== To be done ==
From the listing below, copy every line with the word "index".

===== Record list

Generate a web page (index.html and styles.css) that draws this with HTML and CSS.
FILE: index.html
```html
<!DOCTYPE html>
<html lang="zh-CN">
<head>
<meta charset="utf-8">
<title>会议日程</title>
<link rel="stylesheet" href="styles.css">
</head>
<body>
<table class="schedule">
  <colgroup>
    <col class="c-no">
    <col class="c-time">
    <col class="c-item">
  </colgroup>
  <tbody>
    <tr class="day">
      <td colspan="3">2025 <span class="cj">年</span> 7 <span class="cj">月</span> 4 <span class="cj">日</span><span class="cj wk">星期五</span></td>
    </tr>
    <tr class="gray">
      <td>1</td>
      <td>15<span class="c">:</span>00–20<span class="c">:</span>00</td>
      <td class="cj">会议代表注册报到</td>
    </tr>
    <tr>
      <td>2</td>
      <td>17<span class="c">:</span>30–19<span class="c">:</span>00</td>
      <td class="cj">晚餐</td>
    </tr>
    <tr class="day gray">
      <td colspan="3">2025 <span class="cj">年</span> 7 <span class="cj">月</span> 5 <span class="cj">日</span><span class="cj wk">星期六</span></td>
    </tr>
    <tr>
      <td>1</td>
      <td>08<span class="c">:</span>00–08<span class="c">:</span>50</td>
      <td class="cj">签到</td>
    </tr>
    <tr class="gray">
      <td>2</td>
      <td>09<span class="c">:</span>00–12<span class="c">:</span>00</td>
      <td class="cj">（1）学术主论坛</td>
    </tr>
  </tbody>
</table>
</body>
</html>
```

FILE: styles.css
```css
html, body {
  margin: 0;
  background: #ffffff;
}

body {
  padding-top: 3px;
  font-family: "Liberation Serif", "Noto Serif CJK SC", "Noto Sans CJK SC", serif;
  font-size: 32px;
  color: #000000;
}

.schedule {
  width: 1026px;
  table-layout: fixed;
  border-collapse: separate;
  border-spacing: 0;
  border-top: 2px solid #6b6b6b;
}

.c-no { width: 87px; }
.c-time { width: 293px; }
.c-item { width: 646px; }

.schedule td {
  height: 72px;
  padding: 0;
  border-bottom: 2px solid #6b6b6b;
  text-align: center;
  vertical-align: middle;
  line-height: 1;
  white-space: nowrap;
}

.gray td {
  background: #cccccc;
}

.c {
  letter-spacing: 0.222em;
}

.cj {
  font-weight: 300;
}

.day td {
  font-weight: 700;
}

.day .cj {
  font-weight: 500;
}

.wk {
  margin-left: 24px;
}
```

==========
===== Record list

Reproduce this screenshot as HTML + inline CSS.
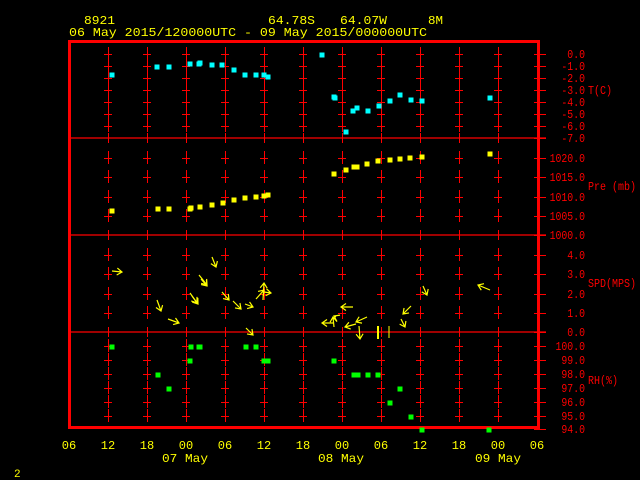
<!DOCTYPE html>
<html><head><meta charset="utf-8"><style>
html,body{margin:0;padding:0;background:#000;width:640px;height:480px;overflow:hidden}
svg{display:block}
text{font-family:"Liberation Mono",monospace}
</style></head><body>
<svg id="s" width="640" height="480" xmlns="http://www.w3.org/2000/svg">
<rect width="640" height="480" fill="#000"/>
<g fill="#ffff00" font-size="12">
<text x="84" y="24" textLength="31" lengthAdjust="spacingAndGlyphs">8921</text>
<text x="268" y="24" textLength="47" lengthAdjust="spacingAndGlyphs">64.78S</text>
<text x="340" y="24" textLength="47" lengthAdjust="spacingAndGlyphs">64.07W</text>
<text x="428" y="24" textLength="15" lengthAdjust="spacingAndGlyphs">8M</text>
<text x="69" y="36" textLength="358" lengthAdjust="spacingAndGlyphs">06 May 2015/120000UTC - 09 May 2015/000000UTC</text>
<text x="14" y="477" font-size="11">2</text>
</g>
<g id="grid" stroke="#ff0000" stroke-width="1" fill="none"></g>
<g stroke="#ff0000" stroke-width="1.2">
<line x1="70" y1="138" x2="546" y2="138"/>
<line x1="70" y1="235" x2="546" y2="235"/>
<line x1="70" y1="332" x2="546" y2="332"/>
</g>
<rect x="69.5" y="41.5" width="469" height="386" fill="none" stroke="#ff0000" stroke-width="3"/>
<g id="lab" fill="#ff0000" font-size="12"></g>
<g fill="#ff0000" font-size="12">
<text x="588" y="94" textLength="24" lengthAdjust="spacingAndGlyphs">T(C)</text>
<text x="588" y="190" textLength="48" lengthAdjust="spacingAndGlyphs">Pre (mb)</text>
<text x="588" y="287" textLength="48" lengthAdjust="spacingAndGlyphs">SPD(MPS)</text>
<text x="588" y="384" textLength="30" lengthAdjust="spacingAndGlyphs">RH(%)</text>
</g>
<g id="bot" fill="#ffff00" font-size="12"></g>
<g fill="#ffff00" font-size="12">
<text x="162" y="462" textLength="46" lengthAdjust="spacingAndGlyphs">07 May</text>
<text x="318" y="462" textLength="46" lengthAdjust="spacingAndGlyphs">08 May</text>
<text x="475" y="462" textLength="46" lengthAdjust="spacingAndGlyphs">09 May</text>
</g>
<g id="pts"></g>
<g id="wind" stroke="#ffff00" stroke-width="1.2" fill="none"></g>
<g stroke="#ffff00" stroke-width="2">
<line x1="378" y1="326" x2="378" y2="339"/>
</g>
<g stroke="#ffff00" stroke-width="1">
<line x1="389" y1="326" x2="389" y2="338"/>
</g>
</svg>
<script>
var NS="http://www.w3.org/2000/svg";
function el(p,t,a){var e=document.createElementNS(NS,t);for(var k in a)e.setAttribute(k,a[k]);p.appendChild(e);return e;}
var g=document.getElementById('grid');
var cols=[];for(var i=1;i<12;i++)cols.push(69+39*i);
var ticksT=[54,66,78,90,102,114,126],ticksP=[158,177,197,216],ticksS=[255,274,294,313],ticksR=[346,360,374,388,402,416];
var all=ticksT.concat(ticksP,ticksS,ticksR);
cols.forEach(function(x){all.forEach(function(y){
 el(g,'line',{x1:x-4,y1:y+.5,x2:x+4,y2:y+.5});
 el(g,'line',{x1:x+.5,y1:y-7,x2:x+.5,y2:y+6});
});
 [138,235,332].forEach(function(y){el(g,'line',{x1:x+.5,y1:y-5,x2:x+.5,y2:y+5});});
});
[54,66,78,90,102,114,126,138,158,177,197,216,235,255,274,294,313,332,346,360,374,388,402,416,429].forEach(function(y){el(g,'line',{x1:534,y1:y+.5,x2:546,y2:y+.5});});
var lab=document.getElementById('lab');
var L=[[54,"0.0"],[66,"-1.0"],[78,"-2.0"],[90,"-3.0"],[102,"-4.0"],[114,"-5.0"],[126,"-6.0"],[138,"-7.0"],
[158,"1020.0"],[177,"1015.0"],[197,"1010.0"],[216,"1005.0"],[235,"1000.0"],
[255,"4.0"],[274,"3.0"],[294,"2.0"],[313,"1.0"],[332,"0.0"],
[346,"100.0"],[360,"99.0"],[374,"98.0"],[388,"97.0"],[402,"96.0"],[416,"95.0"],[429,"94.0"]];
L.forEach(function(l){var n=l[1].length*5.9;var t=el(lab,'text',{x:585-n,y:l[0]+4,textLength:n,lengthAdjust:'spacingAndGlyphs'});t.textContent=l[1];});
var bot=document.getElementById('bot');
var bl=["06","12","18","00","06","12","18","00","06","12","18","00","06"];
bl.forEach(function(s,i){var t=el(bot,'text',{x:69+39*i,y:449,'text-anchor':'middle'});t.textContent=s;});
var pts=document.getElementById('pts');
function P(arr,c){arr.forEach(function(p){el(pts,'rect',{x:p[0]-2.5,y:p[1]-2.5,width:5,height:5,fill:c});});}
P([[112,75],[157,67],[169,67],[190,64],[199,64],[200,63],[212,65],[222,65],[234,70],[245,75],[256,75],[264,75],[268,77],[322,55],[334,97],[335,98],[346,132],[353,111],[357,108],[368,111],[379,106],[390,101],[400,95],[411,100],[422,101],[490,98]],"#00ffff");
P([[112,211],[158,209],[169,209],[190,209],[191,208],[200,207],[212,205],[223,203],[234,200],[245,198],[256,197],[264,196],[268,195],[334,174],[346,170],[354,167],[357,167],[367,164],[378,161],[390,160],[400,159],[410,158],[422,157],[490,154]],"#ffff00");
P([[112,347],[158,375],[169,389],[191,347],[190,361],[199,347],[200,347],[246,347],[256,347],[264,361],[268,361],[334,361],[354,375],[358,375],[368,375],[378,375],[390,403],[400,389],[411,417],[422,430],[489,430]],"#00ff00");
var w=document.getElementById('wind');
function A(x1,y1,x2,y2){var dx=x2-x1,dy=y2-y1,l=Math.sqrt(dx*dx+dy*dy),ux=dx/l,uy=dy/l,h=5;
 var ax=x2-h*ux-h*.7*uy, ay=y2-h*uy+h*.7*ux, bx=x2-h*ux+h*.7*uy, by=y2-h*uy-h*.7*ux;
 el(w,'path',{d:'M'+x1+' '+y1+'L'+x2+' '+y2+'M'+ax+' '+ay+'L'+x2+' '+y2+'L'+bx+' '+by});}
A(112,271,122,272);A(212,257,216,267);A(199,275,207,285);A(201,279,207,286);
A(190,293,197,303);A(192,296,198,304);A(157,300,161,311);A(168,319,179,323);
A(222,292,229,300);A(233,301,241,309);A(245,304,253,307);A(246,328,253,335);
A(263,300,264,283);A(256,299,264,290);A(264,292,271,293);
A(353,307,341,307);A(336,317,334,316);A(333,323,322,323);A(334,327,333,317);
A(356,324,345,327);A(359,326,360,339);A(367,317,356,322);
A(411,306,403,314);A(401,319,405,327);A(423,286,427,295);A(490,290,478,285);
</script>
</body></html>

==========
===== Record list

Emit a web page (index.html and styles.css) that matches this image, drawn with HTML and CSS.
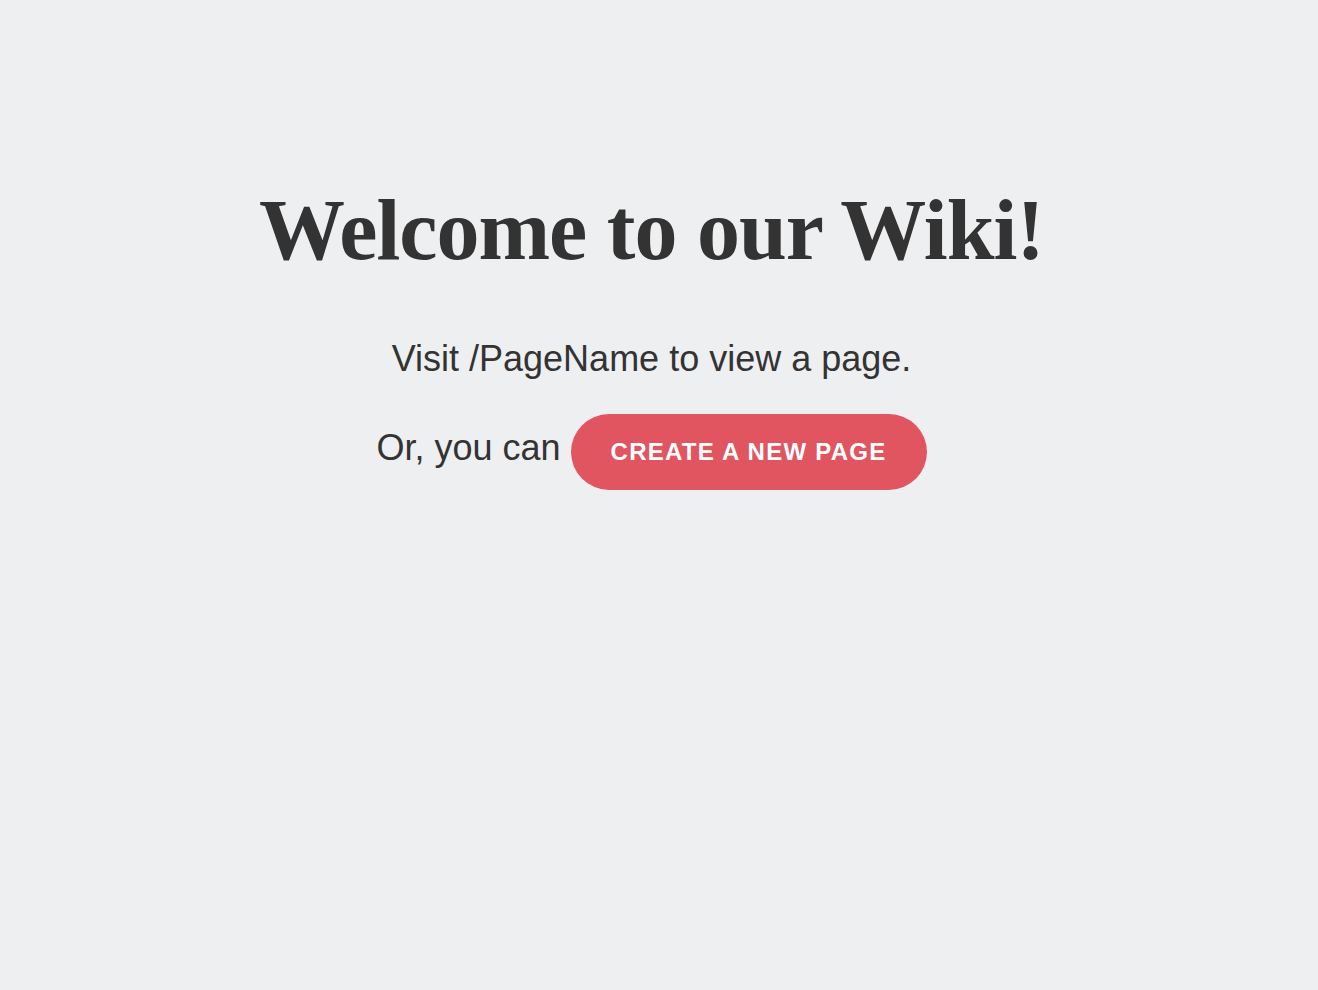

==========

== Correct response ==
Generate a web page (index.html and styles.css) that draws this with HTML and CSS.
FILE: index.html
Emit a web page (index.html and styles.css) that matches this image, drawn with HTML and CSS.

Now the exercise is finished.